Exercise task: Copy out the listing in full, exactly as written, but not its pictures.

※ ※ ※

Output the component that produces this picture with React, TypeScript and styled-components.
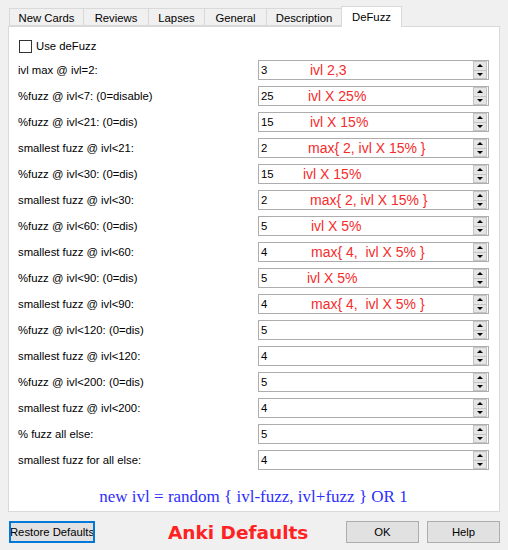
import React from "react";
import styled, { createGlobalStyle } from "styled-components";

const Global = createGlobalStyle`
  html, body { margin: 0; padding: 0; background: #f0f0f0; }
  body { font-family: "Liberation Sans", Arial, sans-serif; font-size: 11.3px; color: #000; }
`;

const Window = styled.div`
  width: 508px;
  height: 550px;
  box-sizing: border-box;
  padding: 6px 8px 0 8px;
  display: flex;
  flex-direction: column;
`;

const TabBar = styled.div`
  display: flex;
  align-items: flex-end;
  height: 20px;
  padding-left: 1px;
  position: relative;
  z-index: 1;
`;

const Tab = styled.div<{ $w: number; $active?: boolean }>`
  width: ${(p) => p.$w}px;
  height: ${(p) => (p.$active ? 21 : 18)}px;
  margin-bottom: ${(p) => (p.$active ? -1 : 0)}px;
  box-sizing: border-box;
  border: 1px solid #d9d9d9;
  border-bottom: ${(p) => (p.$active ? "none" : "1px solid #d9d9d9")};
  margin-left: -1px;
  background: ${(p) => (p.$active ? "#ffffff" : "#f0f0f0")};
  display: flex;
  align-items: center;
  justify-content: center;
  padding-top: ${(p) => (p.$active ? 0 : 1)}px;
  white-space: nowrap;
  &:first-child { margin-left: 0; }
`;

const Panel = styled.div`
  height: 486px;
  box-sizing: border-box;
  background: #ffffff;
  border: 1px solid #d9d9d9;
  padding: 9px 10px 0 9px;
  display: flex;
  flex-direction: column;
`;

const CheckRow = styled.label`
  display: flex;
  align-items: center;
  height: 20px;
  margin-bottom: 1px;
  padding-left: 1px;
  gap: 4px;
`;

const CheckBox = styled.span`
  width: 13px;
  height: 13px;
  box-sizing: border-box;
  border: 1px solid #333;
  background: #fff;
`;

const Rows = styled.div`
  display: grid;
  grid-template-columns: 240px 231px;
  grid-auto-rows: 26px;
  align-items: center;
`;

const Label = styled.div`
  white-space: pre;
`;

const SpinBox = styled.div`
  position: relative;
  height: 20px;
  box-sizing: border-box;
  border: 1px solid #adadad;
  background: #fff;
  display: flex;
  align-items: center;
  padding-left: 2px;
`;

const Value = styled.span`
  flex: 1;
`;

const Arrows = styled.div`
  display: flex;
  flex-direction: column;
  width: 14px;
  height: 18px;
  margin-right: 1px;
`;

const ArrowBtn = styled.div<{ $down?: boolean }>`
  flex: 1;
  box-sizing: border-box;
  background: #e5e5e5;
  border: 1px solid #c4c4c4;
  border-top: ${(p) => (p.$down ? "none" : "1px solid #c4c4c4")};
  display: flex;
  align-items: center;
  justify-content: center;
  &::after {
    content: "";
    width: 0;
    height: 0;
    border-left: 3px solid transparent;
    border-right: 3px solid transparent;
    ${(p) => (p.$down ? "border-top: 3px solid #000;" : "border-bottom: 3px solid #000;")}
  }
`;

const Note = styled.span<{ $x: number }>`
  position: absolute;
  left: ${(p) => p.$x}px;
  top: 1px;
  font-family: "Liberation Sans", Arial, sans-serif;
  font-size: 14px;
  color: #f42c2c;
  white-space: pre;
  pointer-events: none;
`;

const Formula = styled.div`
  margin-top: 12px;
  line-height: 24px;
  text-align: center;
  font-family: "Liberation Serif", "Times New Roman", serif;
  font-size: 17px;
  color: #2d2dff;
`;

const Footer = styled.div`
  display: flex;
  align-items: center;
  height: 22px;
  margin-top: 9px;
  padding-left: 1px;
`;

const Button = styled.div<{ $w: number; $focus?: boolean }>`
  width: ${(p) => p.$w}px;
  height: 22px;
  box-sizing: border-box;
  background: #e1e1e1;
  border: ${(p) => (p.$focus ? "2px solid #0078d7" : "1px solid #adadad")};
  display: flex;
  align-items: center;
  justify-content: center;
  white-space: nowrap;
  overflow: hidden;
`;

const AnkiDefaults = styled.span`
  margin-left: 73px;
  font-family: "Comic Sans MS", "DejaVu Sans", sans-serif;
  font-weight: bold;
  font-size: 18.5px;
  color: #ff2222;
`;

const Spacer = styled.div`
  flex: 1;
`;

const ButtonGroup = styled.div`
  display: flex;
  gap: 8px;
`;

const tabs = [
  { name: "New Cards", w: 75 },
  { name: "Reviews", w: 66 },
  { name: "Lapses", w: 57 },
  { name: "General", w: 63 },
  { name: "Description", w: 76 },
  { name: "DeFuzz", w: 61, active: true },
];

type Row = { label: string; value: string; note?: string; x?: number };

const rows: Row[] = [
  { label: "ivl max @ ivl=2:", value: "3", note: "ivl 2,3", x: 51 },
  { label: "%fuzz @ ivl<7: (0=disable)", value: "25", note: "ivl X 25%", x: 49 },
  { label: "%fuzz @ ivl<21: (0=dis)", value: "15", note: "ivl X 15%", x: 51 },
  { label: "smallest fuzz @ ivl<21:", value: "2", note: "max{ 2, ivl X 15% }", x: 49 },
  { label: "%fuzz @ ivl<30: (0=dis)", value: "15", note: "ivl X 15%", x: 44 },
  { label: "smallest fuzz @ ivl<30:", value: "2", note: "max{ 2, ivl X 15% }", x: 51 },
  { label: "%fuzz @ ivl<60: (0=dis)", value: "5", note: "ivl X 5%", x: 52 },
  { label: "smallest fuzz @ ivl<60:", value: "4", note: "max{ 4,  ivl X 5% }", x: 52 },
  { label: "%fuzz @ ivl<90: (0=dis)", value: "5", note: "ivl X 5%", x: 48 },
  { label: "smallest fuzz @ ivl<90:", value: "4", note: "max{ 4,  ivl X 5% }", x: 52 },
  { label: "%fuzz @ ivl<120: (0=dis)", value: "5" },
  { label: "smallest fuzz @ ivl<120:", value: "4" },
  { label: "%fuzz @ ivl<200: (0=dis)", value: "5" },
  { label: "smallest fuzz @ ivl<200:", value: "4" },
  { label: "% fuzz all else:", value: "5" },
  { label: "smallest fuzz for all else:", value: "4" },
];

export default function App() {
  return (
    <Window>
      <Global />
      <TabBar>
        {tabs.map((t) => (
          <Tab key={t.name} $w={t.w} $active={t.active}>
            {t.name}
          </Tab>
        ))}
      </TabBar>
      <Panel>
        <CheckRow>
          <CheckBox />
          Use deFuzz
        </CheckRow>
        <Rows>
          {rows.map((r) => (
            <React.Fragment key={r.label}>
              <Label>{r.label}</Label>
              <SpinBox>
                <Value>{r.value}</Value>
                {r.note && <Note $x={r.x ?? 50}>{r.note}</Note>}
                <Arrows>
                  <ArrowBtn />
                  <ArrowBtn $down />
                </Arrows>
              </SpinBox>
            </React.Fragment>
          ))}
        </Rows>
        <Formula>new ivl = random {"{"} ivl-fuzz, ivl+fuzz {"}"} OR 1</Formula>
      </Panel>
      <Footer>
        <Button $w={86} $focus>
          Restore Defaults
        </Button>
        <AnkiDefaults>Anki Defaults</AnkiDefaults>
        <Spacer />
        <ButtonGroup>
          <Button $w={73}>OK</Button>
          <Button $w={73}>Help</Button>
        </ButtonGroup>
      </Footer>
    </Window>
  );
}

※ ※ ※

The solution:
Output the component that produces this picture with React, TypeScript and styled-components.
import React from "react";
import styled, { createGlobalStyle } from "styled-components";

const Global = createGlobalStyle`
  html, body { margin: 0; padding: 0; background: #f0f0f0; }
  body { font-family: "Liberation Sans", Arial, sans-serif; font-size: 11.3px; color: #000; }
`;

const Window = styled.div`
  width: 508px;
  height: 550px;
  box-sizing: border-box;
  padding: 6px 8px 0 8px;
  display: flex;
  flex-direction: column;
`;

const TabBar = styled.div`
  display: flex;
  align-items: flex-end;
  height: 20px;
  padding-left: 1px;
  position: relative;
  z-index: 1;
`;

const Tab = styled.div<{ $w: number; $active?: boolean }>`
  width: ${(p) => p.$w}px;
  height: ${(p) => (p.$active ? 21 : 18)}px;
  margin-bottom: ${(p) => (p.$active ? -1 : 0)}px;
  box-sizing: border-box;
  border: 1px solid #d9d9d9;
  border-bottom: ${(p) => (p.$active ? "none" : "1px solid #d9d9d9")};
  margin-left: -1px;
  background: ${(p) => (p.$active ? "#ffffff" : "#f0f0f0")};
  display: flex;
  align-items: center;
  justify-content: center;
  padding-top: ${(p) => (p.$active ? 0 : 1)}px;
  white-space: nowrap;
  &:first-child { margin-left: 0; }
`;

const Panel = styled.div`
  height: 486px;
  box-sizing: border-box;
  background: #ffffff;
  border: 1px solid #d9d9d9;
  padding: 9px 10px 0 9px;
  display: flex;
  flex-direction: column;
`;

const CheckRow = styled.label`
  display: flex;
  align-items: center;
  height: 20px;
  margin-bottom: 1px;
  padding-left: 1px;
  gap: 4px;
`;

const CheckBox = styled.span`
  width: 13px;
  height: 13px;
  box-sizing: border-box;
  border: 1px solid #333;
  background: #fff;
`;

const Rows = styled.div`
  display: grid;
  grid-template-columns: 240px 231px;
  grid-auto-rows: 26px;
  align-items: center;
`;

const Label = styled.div`
  white-space: pre;
`;

const SpinBox = styled.div`
  position: relative;
  height: 20px;
  box-sizing: border-box;
  border: 1px solid #adadad;
  background: #fff;
  display: flex;
  align-items: center;
  padding-left: 2px;
`;

const Value = styled.span`
  flex: 1;
`;

const Arrows = styled.div`
  display: flex;
  flex-direction: column;
  width: 14px;
  height: 18px;
  margin-right: 1px;
`;

const ArrowBtn = styled.div<{ $down?: boolean }>`
  flex: 1;
  box-sizing: border-box;
  background: #e5e5e5;
  border: 1px solid #c4c4c4;
  border-top: ${(p) => (p.$down ? "none" : "1px solid #c4c4c4")};
  display: flex;
  align-items: center;
  justify-content: center;
  &::after {
    content: "";
    width: 0;
    height: 0;
    border-left: 3px solid transparent;
    border-right: 3px solid transparent;
    ${(p) => (p.$down ? "border-top: 3px solid #000;" : "border-bottom: 3px solid #000;")}
  }
`;

const Note = styled.span<{ $x: number }>`
  position: absolute;
  left: ${(p) => p.$x}px;
  top: 1px;
  font-family: "Liberation Sans", Arial, sans-serif;
  font-size: 14px;
  color: #f42c2c;
  white-space: pre;
  pointer-events: none;
`;

const Formula = styled.div`
  margin-top: 12px;
  line-height: 24px;
  text-align: center;
  font-family: "Liberation Serif", "Times New Roman", serif;
  font-size: 17px;
  color: #2d2dff;
`;

const Footer = styled.div`
  display: flex;
  align-items: center;
  height: 22px;
  margin-top: 9px;
  padding-left: 1px;
`;

const Button = styled.div<{ $w: number; $focus?: boolean }>`
  width: ${(p) => p.$w}px;
  height: 22px;
  box-sizing: border-box;
  background: #e1e1e1;
  border: ${(p) => (p.$focus ? "2px solid #0078d7" : "1px solid #adadad")};
  display: flex;
  align-items: center;
  justify-content: center;
  white-space: nowrap;
  overflow: hidden;
`;

const AnkiDefaults = styled.span`
  margin-left: 73px;
  font-family: "Comic Sans MS", "DejaVu Sans", sans-serif;
  font-weight: bold;
  font-size: 18.5px;
  color: #ff2222;
`;

const Spacer = styled.div`
  flex: 1;
`;

const ButtonGroup = styled.div`
  display: flex;
  gap: 8px;
`;

const tabs = [
  { name: "New Cards", w: 75 },
  { name: "Reviews", w: 66 },
  { name: "Lapses", w: 57 },
  { name: "General", w: 63 },
  { name: "Description", w: 76 },
  { name: "DeFuzz", w: 61, active: true },
];

type Row = { label: string; value: string; note?: string; x?: number };

const rows: Row[] = [
  { label: "ivl max @ ivl=2:", value: "3", note: "ivl 2,3", x: 51 },
  { label: "%fuzz @ ivl<7: (0=disable)", value: "25", note: "ivl X 25%", x: 49 },
  { label: "%fuzz @ ivl<21: (0=dis)", value: "15", note: "ivl X 15%", x: 51 },
  { label: "smallest fuzz @ ivl<21:", value: "2", note: "max{ 2, ivl X 15% }", x: 49 },
  { label: "%fuzz @ ivl<30: (0=dis)", value: "15", note: "ivl X 15%", x: 44 },
  { label: "smallest fuzz @ ivl<30:", value: "2", note: "max{ 2, ivl X 15% }", x: 51 },
  { label: "%fuzz @ ivl<60: (0=dis)", value: "5", note: "ivl X 5%", x: 52 },
  { label: "smallest fuzz @ ivl<60:", value: "4", note: "max{ 4,  ivl X 5% }", x: 52 },
  { label: "%fuzz @ ivl<90: (0=dis)", value: "5", note: "ivl X 5%", x: 48 },
  { label: "smallest fuzz @ ivl<90:", value: "4", note: "max{ 4,  ivl X 5% }", x: 52 },
  { label: "%fuzz @ ivl<120: (0=dis)", value: "5" },
  { label: "smallest fuzz @ ivl<120:", value: "4" },
  { label: "%fuzz @ ivl<200: (0=dis)", value: "5" },
  { label: "smallest fuzz @ ivl<200:", value: "4" },
  { label: "% fuzz all else:", value: "5" },
  { label: "smallest fuzz for all else:", value: "4" },
];

export default function App() {
  return (
    <Window>
      <Global />
      <TabBar>
        {tabs.map((t) => (
          <Tab key={t.name} $w={t.w} $active={t.active}>
            {t.name}
          </Tab>
        ))}
      </TabBar>
      <Panel>
        <CheckRow>
          <CheckBox />
          Use deFuzz
        </CheckRow>
        <Rows>
          {rows.map((r) => (
            <React.Fragment key={r.label}>
              <Label>{r.label}</Label>
              <SpinBox>
                <Value>{r.value}</Value>
                {r.note && <Note $x={r.x ?? 50}>{r.note}</Note>}
                <Arrows>
                  <ArrowBtn />
                  <ArrowBtn $down />
                </Arrows>
              </SpinBox>
            </React.Fragment>
          ))}
        </Rows>
        <Formula>new ivl = random {"{"} ivl-fuzz, ivl+fuzz {"}"} OR 1</Formula>
      </Panel>
      <Footer>
        <Button $w={86} $focus>
          Restore Defaults
        </Button>
        <AnkiDefaults>Anki Defaults</AnkiDefaults>
        <Spacer />
        <ButtonGroup>
          <Button $w={73}>OK</Button>
          <Button $w={73}>Help</Button>
        </ButtonGroup>
      </Footer>
    </Window>
  );
}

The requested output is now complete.